----- Input records

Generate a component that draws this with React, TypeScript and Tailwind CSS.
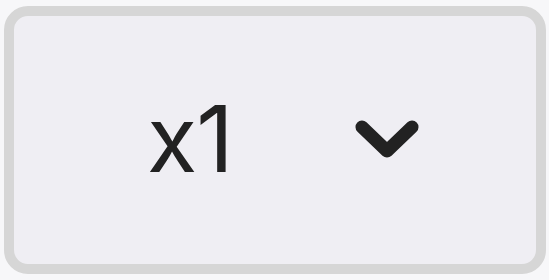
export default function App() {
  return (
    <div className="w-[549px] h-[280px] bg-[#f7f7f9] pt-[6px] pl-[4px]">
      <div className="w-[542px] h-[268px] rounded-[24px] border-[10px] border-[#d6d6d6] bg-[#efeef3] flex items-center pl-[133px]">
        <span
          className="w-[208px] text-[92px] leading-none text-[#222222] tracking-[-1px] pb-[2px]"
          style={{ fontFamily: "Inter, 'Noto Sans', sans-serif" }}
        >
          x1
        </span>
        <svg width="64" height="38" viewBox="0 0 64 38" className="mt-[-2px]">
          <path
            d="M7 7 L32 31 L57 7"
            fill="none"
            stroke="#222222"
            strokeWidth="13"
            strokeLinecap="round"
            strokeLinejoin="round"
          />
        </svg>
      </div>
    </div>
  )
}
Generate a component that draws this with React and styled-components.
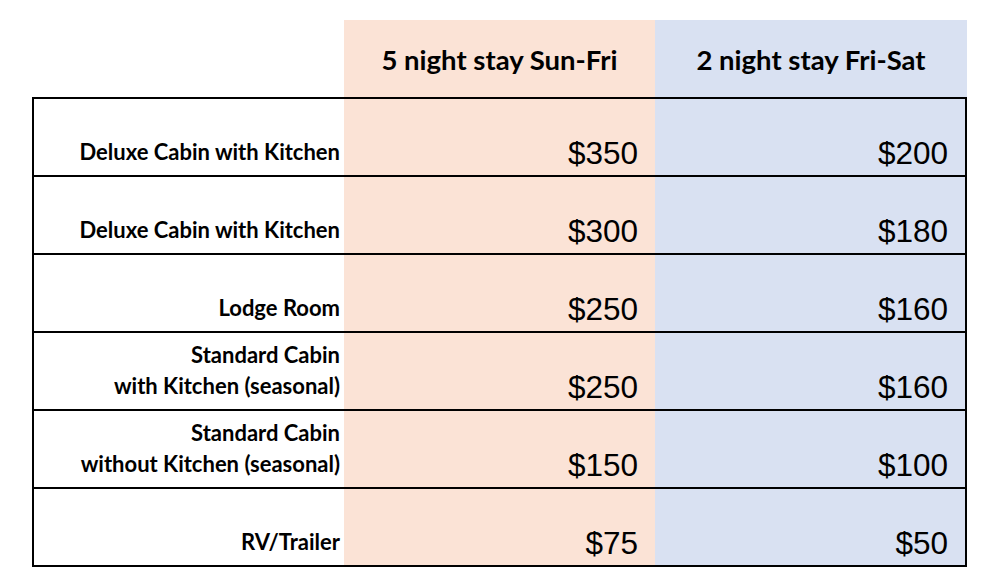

----------

• _Work to do_:
Return the listing above word for word, with the pictures removed.

• _Solution to this task_:
Generate a component that draws this with React, TypeScript and Tailwind CSS.
export default function App() {
  return (
    <div className="w-[549px] h-[280px] bg-[#f7f7f9] pt-[6px] pl-[4px]">
      <div className="w-[542px] h-[268px] rounded-[24px] border-[10px] border-[#d6d6d6] bg-[#efeef3] flex items-center pl-[133px]">
        <span
          className="w-[208px] text-[92px] leading-none text-[#222222] tracking-[-1px] pb-[2px]"
          style={{ fontFamily: "Inter, 'Noto Sans', sans-serif" }}
        >
          x1
        </span>
        <svg width="64" height="38" viewBox="0 0 64 38" className="mt-[-2px]">
          <path
            d="M7 7 L32 31 L57 7"
            fill="none"
            stroke="#222222"
            strokeWidth="13"
            strokeLinecap="round"
            strokeLinejoin="round"
          />
        </svg>
      </div>
    </div>
  )
}
Generate a component that draws this with React and styled-components.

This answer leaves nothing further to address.